Consider the “Celtic” peoples and their long history. United by a common language, the migrations of these people took them as far afield as Ireland and Turkey. Down to classical times, they were numerous in places as diverse as Spain, France, and Hungary. Do we imagine that the Celts emerged as a homogeneous horde, pulsing out of an urheimat, sweeping away all that came before? Though such a vision might be fitting for a Conan film, it seems unlikely. Rather, almost certainly, they co-opted local elites and peoples as they themselves co-opted in other regions. On the broad plains of the Po, Cisalpine Gaul,  the Celtic become the Roman. And probably many of the Celts were themselves descended from the older indigenes of the regione. A similar process of mixing, assembling, and rearranging may have occurred in Spain. Going further back, there has been a suggestion that the Celtic peoples may in fact derive from a migration out of Iberia in deep antiquity, that of the Bell-Beaker culture.

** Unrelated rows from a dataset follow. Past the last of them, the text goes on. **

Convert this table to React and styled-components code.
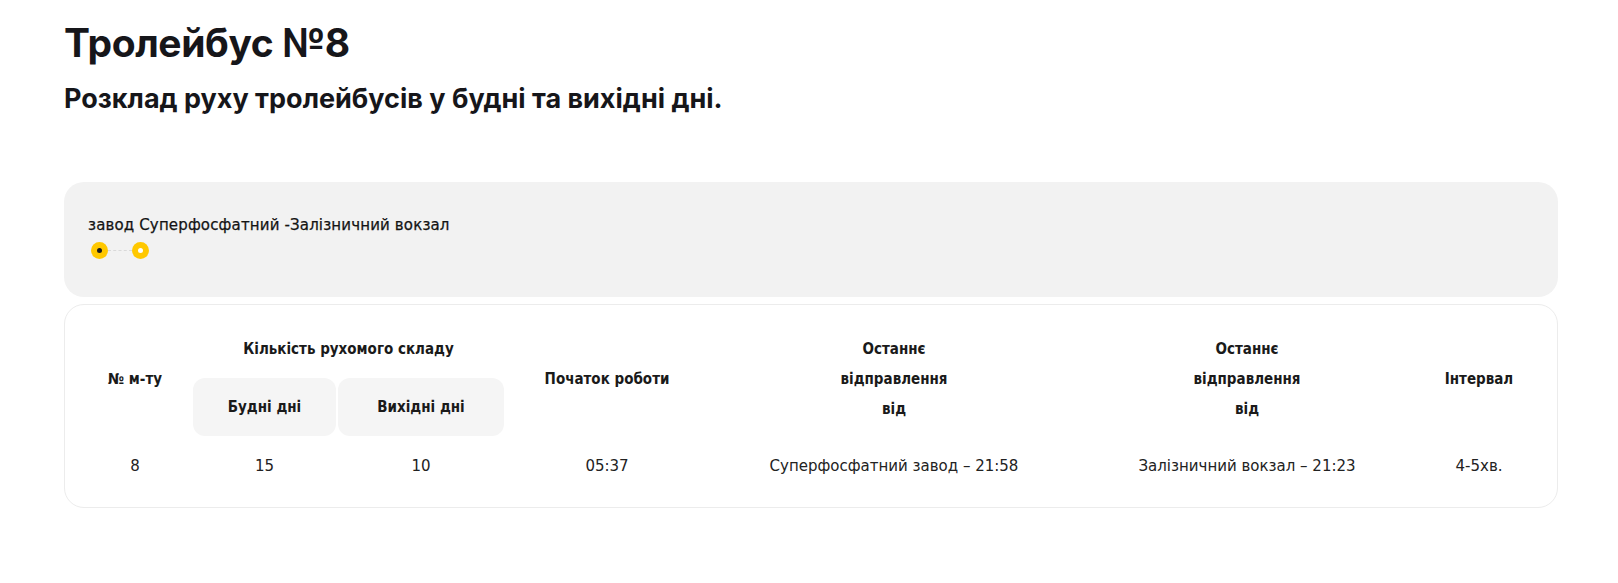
import styled, { createGlobalStyle } from 'styled-components';

const GlobalStyle = createGlobalStyle`
  body {
    margin: 0;
    background: #ffffff;
    font-family: "DejaVu Sans", sans-serif;
    color: #1c1c1c;
  }
`;

const columns = [112, 143, 166, 202, 368, 334, 126];

const row = {
  number: '8',
  weekdays: '15',
  weekends: '10',
  start: '05:37',
  lastFrom: 'Суперфосфатний завод – 21:58',
  lastTo: 'Залізничний вокзал – 21:23',
  interval: '4-5хв.',
};

const App = () => {
  return (
    <>
      <GlobalStyle />
      <Page>
        <Title>Тролейбус №8</Title>
        <Subtitle>Розклад руху тролейбусів у будні та вихідні дні.</Subtitle>

        <RouteCard>
          <RouteName>завод Суперфосфатний -Залізничний вокзал</RouteName>
          <RouteLine>
            <Stop $inner="#1c1c1c" />
            <Connector />
            <Stop $inner="#ffffff" />
          </RouteLine>
        </RouteCard>

        <TableCard>
          <Table>
            <colgroup>
              {columns.map((w, i) => (
                <col key={i} style={{ width: w }} />
              ))}
            </colgroup>
            <thead>
              <tr>
                <HeadCell rowSpan={2}>№ м-ту</HeadCell>
                <HeadCell colSpan={2} $height={54}>Кількість рухомого складу</HeadCell>
                <HeadCell rowSpan={2}>Початок роботи</HeadCell>
                <HeadCell rowSpan={2}>
                  Останнє<br />відправлення<br />від
                </HeadCell>
                <HeadCell rowSpan={2}>
                  Останнє<br />відправлення<br />від
                </HeadCell>
                <HeadCell rowSpan={2}>Інтервал</HeadCell>
              </tr>
              <tr>
                <HeadCell $height={58} $shaded>Будні дні</HeadCell>
                <HeadCell $height={58} $shaded>Вихідні дні</HeadCell>
              </tr>
            </thead>
            <tbody>
              <tr>
                <Cell>{row.number}</Cell>
                <Cell>{row.weekdays}</Cell>
                <Cell>{row.weekends}</Cell>
                <Cell>{row.start}</Cell>
                <Cell>{row.lastFrom}</Cell>
                <Cell>{row.lastTo}</Cell>
                <Cell>{row.interval}</Cell>
              </tr>
            </tbody>
          </Table>
        </TableCard>
      </Page>
    </>
  );
};

export default App;

const Page = styled.main`
  padding: 19px 60px 40px 64px;
`;

const Title = styled.h1`
  margin: 0;
  font-family: Inter, "Noto Sans", sans-serif;
  font-weight: 700;
  font-size: 39px;
  line-height: 48px;
  letter-spacing: -0.01em;
  color: #16161a;
`;

const Subtitle = styled.h2`
  margin: 15px 0 0;
  font-family: Inter, "Noto Sans", sans-serif;
  font-weight: 700;
  font-size: 27px;
  line-height: 33px;
  color: #16161a;
`;

const RouteCard = styled.section`
  margin-top: 67px;
  background: #f2f2f2;
  border-radius: 20px;
  padding: 34px 24px 38px;
`;

const RouteName = styled.div`
  font-family: "DejaVu Sans", sans-serif;
  font-size: 15px;
  line-height: 18px;
  letter-spacing: 0.15px;
  color: #141414;
  -webkit-text-stroke: 0.25px #141414;
`;

const RouteLine = styled.div`
  display: flex;
  align-items: center;
  margin-top: 8px;
  padding-left: 3px;
`;

const Stop = styled.span`
  position: relative;
  width: 17px;
  height: 17px;
  border-radius: 50%;
  background: #ffc800;
  display: flex;
  align-items: center;
  justify-content: center;

  &::after {
    content: '';
    width: 5px;
    height: 5px;
    border-radius: 50%;
    background: ${(p) => p.$inner};
  }
`;

const Connector = styled.span`
  width: 24px;
  border-top: 1px dashed #d9d9d9;
`;

const TableCard = styled.section`
  margin-top: 7px;
  border: 1px solid #ececec;
  border-radius: 20px;
  padding: 15px 13px 11px 12px;
`;

const Table = styled.table`
  width: 100%;
  table-layout: fixed;
  border-collapse: separate;
  border-spacing: 2px;
`;

const HeadCell = styled.th`
  padding: 0;
  height: ${(p) => (p.$height ? `${p.$height}px` : 'auto')};
  text-align: center;
  vertical-align: middle;
  font-family: "DejaVu Sans Condensed", "DejaVu Sans", sans-serif;
  font-stretch: condensed;
  font-weight: 700;
  font-size: 15px;
  line-height: 30px;
  color: #1a1a1a;
  background: ${(p) => (p.$shaded ? '#f5f5f5' : 'transparent')};
  border-radius: ${(p) => (p.$shaded ? '12px' : '0')};
`;

const Cell = styled.td`
  padding: 0;
  height: 56px;
  text-align: center;
  vertical-align: middle;
  font-family: "DejaVu Sans", sans-serif;
  font-size: 15px;
  color: #222222;
`;
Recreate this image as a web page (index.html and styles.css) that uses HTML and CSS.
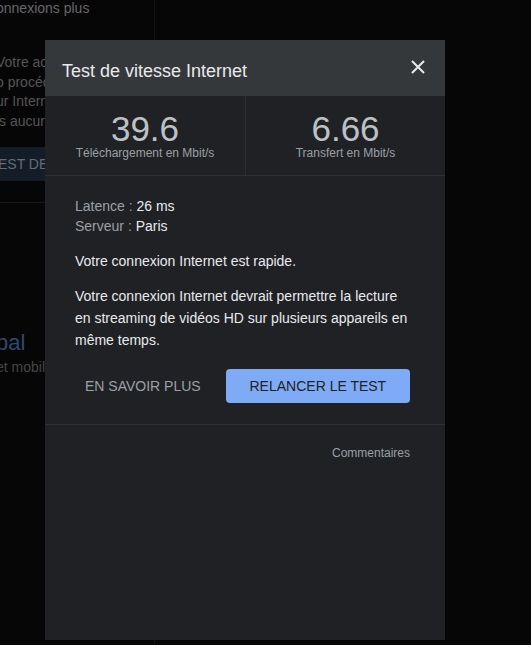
FILE: index.html
```html
<!DOCTYPE html>
<html lang="fr">
<head>
    <meta charset="UTF-8">
    <meta name="viewport" content="width=device-width, initial-scale=1.0">
    <title>Test de vitesse Internet</title>
    <link rel="stylesheet" href="styles.css">
</head>
<body>

<!-- page behind the dialog (dimmed) -->
<div class="page">
    <div class="side">
        <p class="side-top">onnexions plus</p>
        <p class="side-text">Votre accès<br>o procédure<br>ur Internet<br>is aucune</p>
        <div class="side-btn">EST DE DÉBIT</div>
        <hr class="side-rule">
        <h2 class="side-title">bal</h2>
        <p class="side-sub">et mobile</p>
    </div>
</div>

<div class="dialog">
    <div class="dialog-head">
        <h1>Test de vitesse Internet</h1>
        <button class="close" aria-label="Fermer">
            <svg width="14" height="14" viewBox="0 0 14 14">
                <path d="M1 1L13 13M13 1L1 13" stroke="#e8eaed" stroke-width="2" fill="none"/>
            </svg>
        </button>
    </div>

    <div class="stats">
        <div class="stat">
            <div class="stat-num">39.6</div>
            <div class="stat-label">Téléchargement en Mbit/s</div>
        </div>
        <div class="stat">
            <div class="stat-num">6.66</div>
            <div class="stat-label">Transfert en Mbit/s</div>
        </div>
    </div>

    <div class="dialog-body">
        <p class="meta"><span>Latence :</span> 26 ms<br><span>Serveur :</span> Paris</p>
        <p class="verdict">Votre connexion Internet est rapide.</p>
        <p class="detail">Votre connexion Internet devrait permettre la lecture en streaming de vidéos HD sur plusieurs appareils en même temps.</p>
        <div class="actions">
            <button class="link-btn">EN SAVOIR PLUS</button>
            <button class="main-btn">RELANCER LE TEST</button>
        </div>
    </div>

    <div class="dialog-foot">
        <a href="#">Commentaires</a>
    </div>
</div>

</body>
</html>
```

FILE: styles.css
```css
body {
    font-family: "Liberation Sans", Arial, sans-serif;
    margin: 0;
    padding: 0;
    background-color: #060606;
    width: 531px;
    height: 645px;
    overflow: hidden;
    position: relative;
}

/* Background page */
.page {
    height: 645px;
}
.side {
    width: 158px;
    margin-left: -4px;
    height: 645px;
    border-right: 1px solid #111;
}
.side p {
    margin: 0;
}
.side-top {
    font-size: 14px;
    color: #666;
    line-height: 16px;
}
.side-text {
    font-size: 14px;
    color: #555;
    line-height: 19.5px;
    margin-top: 37px !important;
}
.side-btn {
    margin-top: 16px;
    background-color: #131c27;
    color: #646d7a;
    font-size: 14px;
    height: 34px;
    line-height: 34px;
    padding-left: 2px;
    width: 120px;
}
.side-rule {
    border: 0;
    border-top: 1px solid #171717;
    margin: 21px 0 0;
}
.side-title {
    margin: 127px 0 0;
    font-size: 22px;
    font-weight: normal;
    color: #2c4a6c;
    line-height: 26px;
}
.side-sub {
    font-size: 14px;
    color: #464646;
    line-height: 18px;
    margin-top: 2px !important;
}

/* Dialog */
.dialog {
    position: absolute;
    left: 45px;
    top: 40px;
    width: 400px;
    height: 600px;
    background-color: #202124;
}
.dialog-head {
    height: 56px;
    background-color: #35383b;
    display: flex;
    align-items: center;
    justify-content: space-between;
    padding: 0 20px 0 17px;
}
.dialog-head h1 {
    margin: 0;
    font-size: 18px;
    font-weight: normal;
    color: #e8eaed;
    padding-top: 6px;
}
.close {
    background: none;
    border: 0;
    padding: 0;
    width: 14px;
    height: 14px;
    cursor: pointer;
    margin-top: -2px;
}
.close svg {
    display: block;
}

.stats {
    display: grid;
    grid-template-columns: 1fr 1fr;
    height: 79px;
    border-bottom: 1px solid #2e2f32;
}
.stat {
    text-align: center;
    padding-top: 15px;
}
.stat + .stat {
    border-left: 1px solid #2e2f32;
}
.stat-num {
    font-size: 35px;
    line-height: 35px;
    color: #bdc1c6;
}
.stat-label {
    font-size: 12px;
    line-height: 14px;
    color: #9aa0a6;
}

.dialog-body {
    padding: 20px 35px 21px 30px;
    border-bottom: 1px solid #2e2f32;
    font-size: 14px;
    color: #e8eaed;
}
.dialog-body p {
    margin: 0;
}
.meta {
    line-height: 20px;
}
.meta span {
    color: #9aa0a6;
}
.verdict {
    margin-top: 15px !important;
    line-height: 20px;
}
.detail {
    margin-top: 14px !important;
    line-height: 22px;
}
.actions {
    display: flex;
    justify-content: flex-end;
    align-items: center;
    gap: 15px;
    margin-top: 18px;
}
.link-btn {
    background: none;
    border: 0;
    font-family: inherit;
    font-size: 14px;
    color: #9aa0a6;
    padding: 8px 10px;
    white-space: nowrap;
}
.main-btn {
    background-color: #7faaf6;
    border: 0;
    border-radius: 4px;
    font-family: inherit;
    font-size: 14px;
    color: #202124;
    width: 185px;
    height: 34px;
    white-space: nowrap;
}

.dialog-foot {
    text-align: right;
    padding: 18px 35px 0 0;
}
.dialog-foot a {
    font-size: 12px;
    color: #9aa0a6;
    text-decoration: none;
}
```
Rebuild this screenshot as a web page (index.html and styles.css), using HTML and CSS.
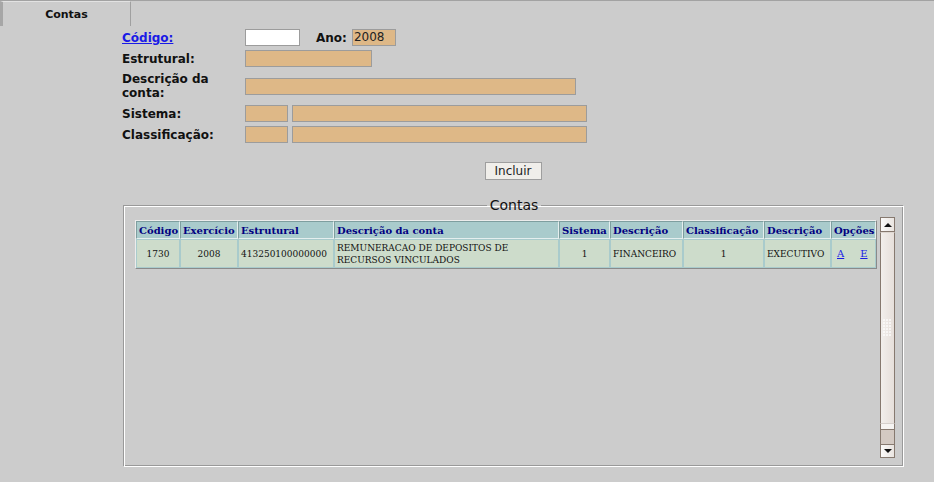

Today, the Celtic languages and explicit Celtic identity persists on Western Europe’s maritime fringe. But this is a shade of the former expanse of these people. What unites these people, past and present, is a cultural-linguistic framework. True, there are almost certainly genetic threads that bind them, but it seems entirely likely that the “Celts” were in fact a biological synthesis in many different locales of indigenous and immigrant populations. What is typical of Celts today may not have been typical of Celts in the past. Therefore, it is likely that there is no distinctive Celtic genetic signature, as opposed to a particular cultural history. And this truth is not just applicable to Celts but to many cultural groups whose existence and self-identity are concrete and real but whose biological constituents are an ad hoc melange, deeply contingent on particular times and places.